To test it out, look in RStudio’s file browser pane for the README.md file at the top level directory of your project. Double click it to open it. Modify the README.md file by adding the line “This is a line from RStudio”. Save your changes. Now sync your local project with the online Github repo by following these 4 steps in the Terminal. (Usually the terminal tab is located next to your Console tab in Rstudio).

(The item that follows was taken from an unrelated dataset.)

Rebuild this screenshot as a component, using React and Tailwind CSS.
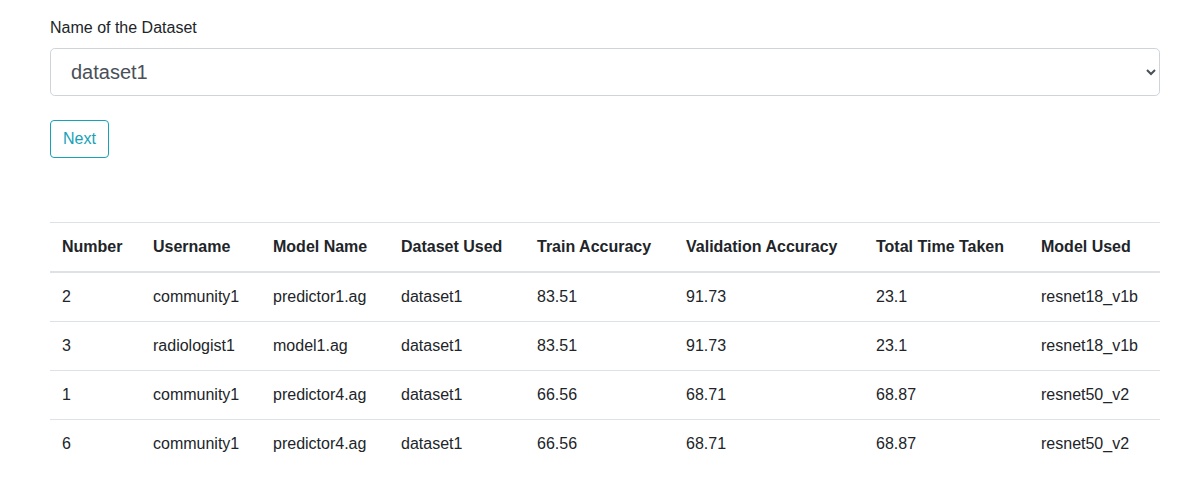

  • At the prompt in the terminal type git pull and hit enter. This will bring any changes that others may have pushed to your Github repor down to your local machine. This is particularly helpful if you are working as a team on a larger project, or if you are accessing the Github repo from multiple computers (i.e. your work computer and your home computer). You may be asked to resolve conflicts if your local version conflicts with what is found in the repository.
  • Next type git add . and hit enter. The period means you are staging all the files in the Git pane. In the uncommon occurence that you only want to upload certain files you can specify them by name.
  • Next type git commit -m"put a cutomized message here" and hit enter. This batches the changes and will be something that git tracks. The -m stands for message. The customized message is not optional, it should describe the nature of the changes you have made.
  • Next type git push and hit enter. This officially pushes from your local machine to the Github repository.

Note, you cannot copy and paste into the terminal, you will have to type it out. There is a point and click method to do this as well in Rstudio, but it is slow and clunky. If you want to use it instead of the terminal commands, you can try watching this video.

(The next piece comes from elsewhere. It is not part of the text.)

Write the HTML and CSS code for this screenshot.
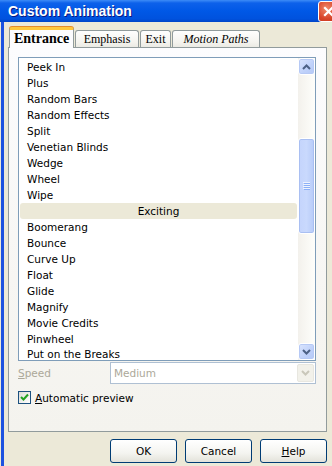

Caution: Before you push your changes to GitHub, first you should pull from GitHub. Why? If you make changes to the repo in the browser or from another machine or (one day) a collaborator has pushed, you will be happier if you pull those changes in before you attempt to push.

Here is an image that illustrates the work flow commands that were just described.

Please take care to save the homework in the right folder and push it to Github in order for it to be graded.